城壁は物の流入を監視、制限するという意味合いも持っています。再び城壁は危機的状況に置かれることとなります。
次に瞬間移動魔法、転移魔法です。
高さどころか、距離や障壁を一切無視するこの魔法が存在してしまうと、建物の防御という側面が一気に失われてしまいます。王宮は当然、たとえ莫大な建設費を支払ったとしても、対転移魔法を設置する必要があります。
庶民にそんな資金があるかはわかりません。もし庶民が住む家に対転移魔法が設置できないとするなら、犯罪は急増することになるでしょう。密室トリックなどもう必要ありません。技術的に劣る国の要人などは簡単に殺されてしまいます。もしくは、転移魔法を使った機密情報の盗難や改変、それに対する防諜が諜報活動の基礎となるのかもしれません。

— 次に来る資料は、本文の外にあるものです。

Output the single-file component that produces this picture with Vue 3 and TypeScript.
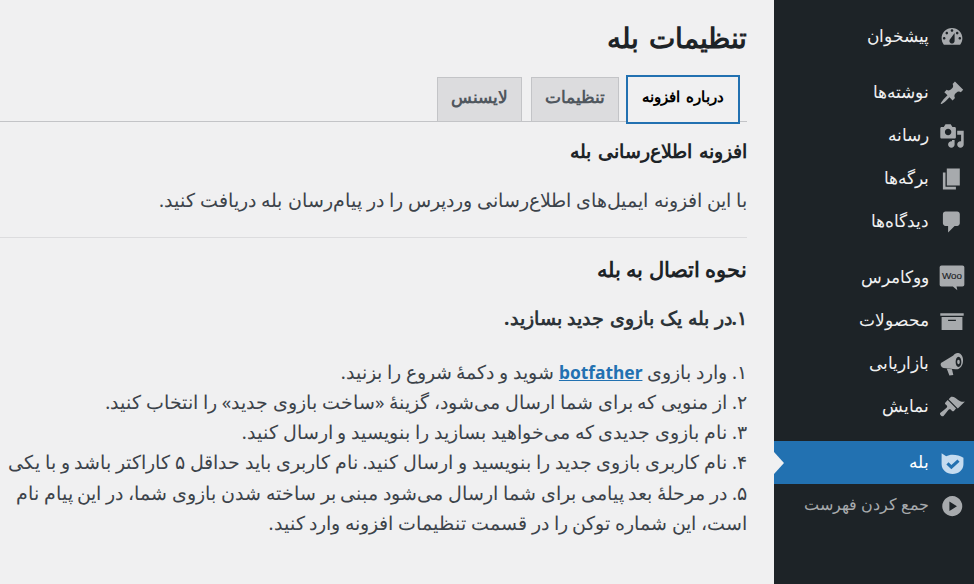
<script setup lang="ts">
interface Item { label: string; icon: string; active?: boolean; muted?: boolean }
const groups: Item[][] = [
  [{ label: 'پیشخوان', icon: 'dash' }],
  [
    { label: 'نوشته‌ها', icon: 'pin' },
    { label: 'رسانه', icon: 'media' },
    { label: 'برگه‌ها', icon: 'page' },
    { label: 'دیدگاه‌ها', icon: 'comment' },
  ],
  [
    { label: 'ووکامرس', icon: 'woo' },
    { label: 'محصولات', icon: 'archive' },
    { label: 'بازاریابی', icon: 'mega' },
    { label: 'نمایش', icon: 'brush' },
  ],
  [
    { label: 'بله', icon: 'shield', active: true },
    { label: 'جمع کردن فهرست', icon: 'play', muted: true },
  ],
]
const paths: Record<string, string> = {
  dash: 'M3.76 16h12.48c1.1-1.37 1.76-3.11 1.76-5 0-4.42-3.58-8-8-8s-8 3.58-8 8c0 1.89.66 3.63 1.76 5zM10 4c.55 0 1 .45 1 1s-.45 1-1 1-1-.45-1-1 .45-1 1-1zM6 6c.55 0 1 .45 1 1s-.45 1-1 1-1-.45-1-1 .45-1 1-1zm8 0c.55 0 1 .45 1 1s-.45 1-1 1-1-.45-1-1 .45-1 1-1zm-5.37 5.55L12 7v6c0 1.1-.9 2-2 2s-2-.9-2-2c0-.57.24-1.08.63-1.45zM4 10c.55 0 1 .45 1 1s-.45 1-1 1-1-.45-1-1 .45-1 1-1zm12 0c.55 0 1 .45 1 1s-.45 1-1 1-1-.45-1-1 .45-1 1-1z',
  pin: 'M10.44 3.02l1.82-1.82 6.36 6.35-1.83 1.82c-1.05-.68-2.48-.57-3.41.36l-.75.75c-.92.93-1.04 2.35-.35 3.41l-1.83 1.82-2.41-2.41-2.8 2.79c-.42.42-3.38 2.71-3.8 2.29s1.86-3.39 2.28-3.81l2.79-2.79L4.1 9.36l1.83-1.82c1.05.69 2.48.57 3.4-.36l.75-.75c.93-.92 1.05-2.35.36-3.41z',
  media: 'M13 11V4c0-.55-.45-1-1-1h-1.67L9 1H5L3.67 3H2c-.55 0-1 .45-1 1v7c0 .55.45 1 1 1h10c.55 0 1-.45 1-1zM7 4.5c1.38 0 2.5 1.12 2.5 2.5S8.38 9.5 7 9.5 4.5 8.38 4.5 7 5.62 4.5 7 4.5zM14 6h5v10.5c0 1.38-1.12 2.5-2.5 2.5S14 17.88 14 16.5s1.12-2.5 2.5-2.5c.17 0 .34.02.5.05V9h-3V6zm-4 8.05V13h2v3.5c0 1.38-1.12 2.5-2.5 2.5S7 17.88 7 16.5 8.12 14 9.5 14c.17 0 .34.02.5.05z',
  page: 'M6 15V2h10v13H6zm-1 1h8v2H3V5h2v11z',
  comment: 'M5 2h9c1.1 0 2 .9 2 2v7c0 1.1-.9 2-2 2h-2l-5 5v-5H5c-1.1 0-2-.9-2-2V4c0-1.1.9-2 2-2z',
  archive: 'M19 4v2H1V4h18zM2 7h16v10H2V7zm11 3V9H7v1h6z',
  mega: 'M1.5 9.2L11 3.5C12 1.8 14 1.2 15.5 1.8 18 2.7 19 6 18.3 9.200 17.600 12.500 15 14.600 12.500 14L3.500 13C1.500 12.500.8 10.500 1.500 9.200zM6 13.600l4 .5 1 4.400-3 .3zM15 4.500c-1.300 0-2.200 1.700-2.200 4s.9 3.800 2.200 3.800 2.200-1.600 2.200-3.800-.9-4-2.200-4zM15 6.800c-.6 0-1 .7-1 1.700s.4 1.600 1 1.600 1-.6 1-1.600-.4-1.700-1-1.700z',
  brush: 'M14.48 11.06L7.41 3.99l1.5-1.5c.5-.56 2.3-.47 3.51.32 1.21.8 1.43 1.28 2.91 2.1 1.18.64 2.45 1.26 4.67.85l-5.52 5.3zm-.71.71L6.7 4.7 4.93 6.47c-.39.39-.39 1.02 0 1.41l1.06 1.06c.39.39.39 1.03 0 1.42-.6.6-1.43 1.15-2.21 1.93-.78.78-2.23 1.69-2.68 2.15-.46.45-.46 1.18 0 1.63l.77.77c.45.46 1.18.46 1.63 0 .46-.45 1.37-1.9 2.15-2.68.78-.78 1.33-1.61 1.93-2.21.39-.39 1.03-.39 1.42 0l1.06 1.06c.39.39 1.02.39 1.41 0l1.6-1.77z',
  play: 'M10.200 2.400a7.700 7.700 0 1 0 .001 0zM8 6.600v7.300l5.800-3.650z',
}
</script>

<template>
  <div class="page" dir="rtl">
    <nav class="sidebar">
      <ul v-for="(group, g) in groups" :key="g" class="group">
        <li v-for="item in group" :key="item.label" class="item" :class="{ active: item.active, muted: item.muted }">
          <svg v-if="item.icon === 'woo'" class="icon" viewBox="0 0 20 20">
            <path class="fill" d="M2 .3h16c1 0 1.500.6 1.500 1.500v13.200c0 1-.6 1.500-1.500 1.500h-4.500l.6 2.900-3.400-2.900H2c-1 0-1.500-.6-1.500-1.500V1.800C.5.900 1 .3 2 .3z" />
            <text x="10" y="11" text-anchor="middle" class="woo-text">Woo</text>
          </svg>
          <svg v-else-if="item.icon === 'shield'" class="icon" viewBox="0 0 20 20">
            <path class="shield" d="M2 2.500L5.500 4.800C6.800 4 8.500 3.600 10.500 3.600 13.500 3.600 16.500 4.500 18.800 6V11C18.800 15.300 15 18.500 10.500 18.500 6 18.500 2 15.300 2 11z" />
            <path class="tick" d="M6.500 10.300l3 2.800 5.500-5" />
          </svg>
          <svg v-else class="icon" viewBox="0 0 20 20">
            <path class="fill" fill-rule="evenodd" :d="paths[item.icon]" />
          </svg>
          <span class="label">{{ item.label }}</span>
          <span v-if="item.active" class="arrow"></span>
        </li>
      </ul>
    </nav>

    <main class="main">
      <h1 class="title">تنظیمات بله</h1>
      <div class="tabs">
        <a class="tab current">درباره افزونه</a>
        <a class="tab">تنظیمات</a>
        <a class="tab">لایسنس</a>
      </div>
      <h2 class="heading first">افزونه اطلاع‌رسانی بله</h2>
      <p class="lead">با این افزونه ایمیل‌های اطلاع‌رسانی وردپرس را در پیام‌رسان بله دریافت کنید.</p>
      <hr class="rule" />
      <h2 class="heading second">نحوه اتصال به بله</h2>
      <h3 class="sub">۱.در بله یک بازوی جدید بسازید.</h3>
      <p class="steps">
        ۱. وارد بازوی <a class="link">botfather</a> شوید و دکمهٔ شروع را بزنید.<br />
        ۲. از منویی که برای شما ارسال می‌شود، گزینهٔ «ساخت بازوی جدید» را انتخاب کنید.<br />
        ۳. نام بازوی جدیدی که می‌خواهید بسازید را بنویسید و ارسال کنید.<br />
        ۴. نام کاربری بازوی جدید را بنویسید و ارسال کنید. نام کاربری باید حداقل ۵ کاراکتر باشد و با یکی<br />
        ۵. در مرحلهٔ بعد پیامی برای شما ارسال می‌شود مبنی بر ساخته شدن بازوی شما، در این پیام نام<br />
        است، این شماره توکن را در قسمت تنظیمات افزونه وارد کنید.
      </p>
    </main>
  </div>
</template>

<style scoped>
.page {
  display: flex;
  width: 974px;
  height: 584px;
  overflow: hidden;
  background: #f0f0f1;
  color: #3c434a;
  font-family: "Noto Sans", sans-serif;
}
.sidebar {
  flex: 0 0 200px;
  background: #1d2327;
  padding-top: 15px;
  box-sizing: border-box;
}
.group {
  list-style: none;
  margin: 0 0 13px;
  padding: 0;
}
.item {
  position: relative;
  display: flex;
  align-items: center;
  gap: 10px;
  height: 43px;
  padding-right: 9px;
  box-sizing: border-box;
  color: #f0f0f1;
  font-size: 17.4px;
}
.label {
  margin-top: -3px;
}
.icon {
  flex: 0 0 26px;
  width: 26px;
  height: 26px;
  overflow: visible;
}
.fill { fill: #a7aaad; }
.woo-text {
  font-family: "Liberation Sans", sans-serif;
  font-size: 7.600px;
  stroke: #1d2327;
  stroke-width: .12;
  fill: #1d2327;
}
.active {
  background: #2271b1;
  color: #fff;
}
.shield { fill: #c5dcf0; }
.tick {
  fill: none;
  stroke: #2271b1;
  stroke-width: 2.400;
}
.muted {
  color: #a7aaad;
  font-size: 15.9px;
}
.arrow {
  position: absolute;
  left: 0;
  top: 50%;
  margin-top: -11px;
  border-style: solid;
  border-width: 11px 0 11px 10px;
  border-color: transparent transparent transparent #f0f0f1;
}
.main {
  flex: 1;
  min-width: 0;
  overflow: hidden;
  padding: 0 27px 0 0;
}
.title {
  margin: 0;
  padding-top: 18px;
  height: 75px;
  box-sizing: border-box;
  font-size: 28.2px;
  word-spacing: 3px;
  line-height: 38px;
  font-weight: 700;
  color: #1d2327;
}
.tabs {
  display: flex;
  gap: 9px;
  height: 47px;
  padding-right: 7px;
  box-sizing: border-box;
  border-bottom: 1px solid #c3c4c7;
}
.tab {
  height: 45px;
  margin-top: 2px;
  padding: 0 13px 7px;
  display: flex;
  align-items: center;
  box-sizing: border-box;
  background: #dcdcde;
  border: 1px solid #c3c4c7;
  color: #50575e;
  font-size: 16.7px;
  font-weight: 700;
}
.tab.current {
  height: 49px;
  margin-top: 0;
  margin-inline-end: -2px;
  padding: 0 14px 7px;
  background: #f0f0f1;
  border: 2px solid #2271b1;
  color: #000;
  font-size: 15.200px;
  word-spacing: 2px;
  position: relative;
}
.heading {
  margin: 0;
  font-size: 19.3px;
  line-height: 28px;
  font-weight: 700;
  color: #1d2327;
}
.heading.first {
  margin-top: 15px;
  word-spacing: 2px;
}
.lead {
  margin: 21px 0 0;
  font-size: 18.65px;
  word-spacing: .33px;
  line-height: 28px;
}
.rule {
  margin: 23px 0 0 -300px;
  border: 0;
  border-top: 1px solid #dcdcde;
}
.heading.second {
  margin-top: 17px;
  font-size: 20.5px;
}
.sub {
  margin: 21px 0 0;
  font-size: 19.3px;
  word-spacing: .8px;
  line-height: 28px;
  font-weight: 700;
  color: #2c3338;
}
.steps {
  margin: 24.500px 0 0;
  font-size: 18.65px;
  line-height: 30.300px;
  white-space: nowrap;
}
.link {
  color: #2271b1;
  font-size: 17.400px;
  font-weight: 700;
  text-decoration: underline;
}
</style>

<style>
html, body { margin: 0; background: #f0f0f1; }
</style>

転移魔法もやはり輸送問題を無しにすることができてしまいます。兵力や物質の輸送は、戦争に大きくかかわってくるのは言うまでもありません。南方領土を守っていた兵士が、翌日北の辺境にいる状況を作り出せるのです。攻撃側でも座標が必要であるという条件もあまり国家レベルになると意味がなく、スパイによって座標が割れてしまえば、首都がいきなり陥落してしまうという事態が起こることでしょう。
市井に目を向けても、技術、文化交流のスピードは想像もできないほど速くなると思われます。
ここまで考えると、時空魔法が存在している世界では、歴史を参照することは一切無意味という結論が出てしまいます。
究極魔法は現実に近しい例があるのでまだ考えようがありますが、時空魔法はいけません。本小説のすべてを焼き払う威力を持っています。
もちろん、主人公一味がこっそり利用する程度(国やギルドといった組織に知られていないレベル)なら全く問題ありません。または必要コスト高かったりしてあまり使う意味が薄い、とすればまだ崩壊は防げます。
時空魔法を利用する社会が如何なる様相を見せるのか、というテーマで世界を構築するのも面白いとは思いますが、どこまで"中世"ファンタジーの世界観を持たせることができるのかは、非常に疑問です。